Wide-eyed, inquisitive children lined the sidewalk and watched from a safe distance as club members took turns serving at mission control, pushing the red button on a control box powered by a car battery.

With each punch of the button, electricity shot from the box through an extension cord and a dangling white wire connected to each rocket’s engine. Then came a fizz, a flare, and the mini-missiles were thrust high into the sunny sky, if not the stratosphere.

Nobody seemed to notice the aroma of burnt gunpowder that parched the air. They were too busy craning their necks, ooh-ing and aah-ing as the rockets soared 500 feet above.

Every rocket made a safe landing Tuesday. But a brisk wind Friday pinned a half-dozen rockets into trees and left another flattened by a passing car.

“That happens sometimes,” said club organizer Matt Costabile, chuckling. “If worse comes to worst, we’ll just build more rockets.”

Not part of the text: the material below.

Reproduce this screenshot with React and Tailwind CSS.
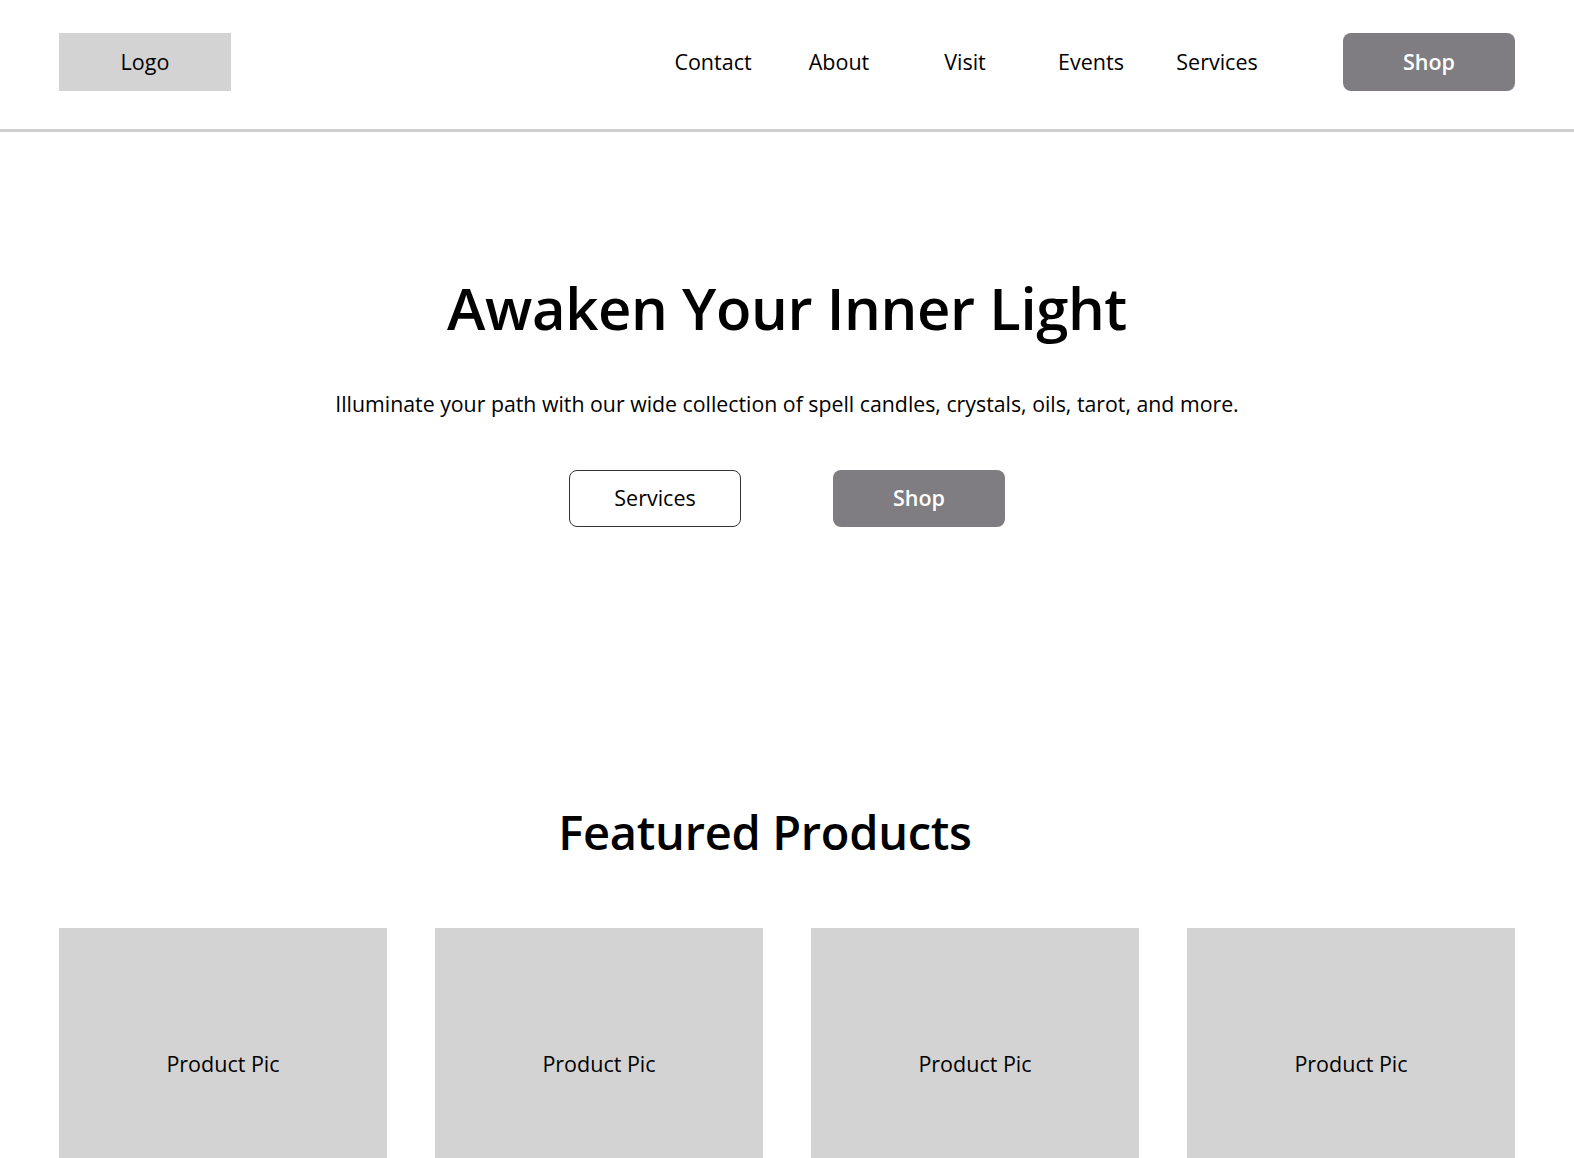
export default function App() {
  const nav = ["Contact", "About", "Visit", "Events", "Services"];
  return (
    <div className="min-h-screen bg-white text-black" style={{ fontFamily: '"Open Sans", "Noto Sans", sans-serif' }}>
      <header className="h-[132px] pt-[33px] px-[59px] flex items-start border-b-[3px] border-[#cfcfcf]">
        <div className="w-[172px] h-[58px] bg-[#d3d3d3] flex items-center justify-center text-[21.5px]">Logo</div>
        <div className="flex-1" />
        <nav className="flex h-[58px] items-center">
          {nav.map((n) => (
            <a key={n} className="w-[126px] text-center text-[21.5px]">{n}</a>
          ))}
        </nav>
        <button className="ml-[63px] w-[172px] h-[58px] rounded-lg bg-[#7f7d82] text-white text-[21.5px] font-semibold">Shop</button>
      </header>

      <section className="flex flex-col items-center">
        <h1 className="mt-[147px] text-[58px] leading-none font-semibold tracking-[-0.4px]">Awaken Your Inner Light</h1>
        <p className="mt-[53px] text-[21.3px] leading-[28px]">Illuminate your path with our wide collection of spell candles, crystals, oils, tarot, and more.</p>
        <div className="mt-[52px] flex gap-[92px]">
          <button className="w-[172px] h-[57px] rounded-lg border border-[#333] text-[21.5px]">Services</button>
          <button className="w-[172px] h-[57px] rounded-lg bg-[#7f7d82] text-white text-[21.5px] font-semibold">Shop</button>
        </div>
        <h2 className="mt-[282px] mr-[44px] text-[47px] leading-none font-semibold tracking-[-0.3px]">Featured Products</h2>
      </section>

      <section className="mt-[72px] px-[59px] grid grid-cols-4 gap-[48px]">
        {[0, 1, 2, 3].map((i) => (
          <div key={i} className="h-[273px] bg-[#d3d3d3] flex items-center justify-center text-[21.5px]">Product Pic</div>
        ))}
      </section>
    </div>
  );
}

The club members hardly mind that.

Kelly Aiken, 12, keeps an eye to the sky and tracks a rocket during a rocket launch in Watson Park. Members of the Cordley Elementary Rocket Club, an after-school program for fourth- through sixth-graders, launched rockets Friday.

“I like rockets because they’re creative,” said 9-year-old Dallas Conway, “and they’re extremely hard to build.”

The challenge, 11-year-old Grace Clark said, is crafting a rocket perfectly so it will have a successful launch and landing.

“It’s like putting together a big puzzle,” she said.

Rocket Club

Clark has more than 10 rockets in her fleet. Some have kissed the clouds. Others caught fire mid-flight or never left the ground. It’s all part of the learning experience that she and about 35 other students get each week at Rocket Club.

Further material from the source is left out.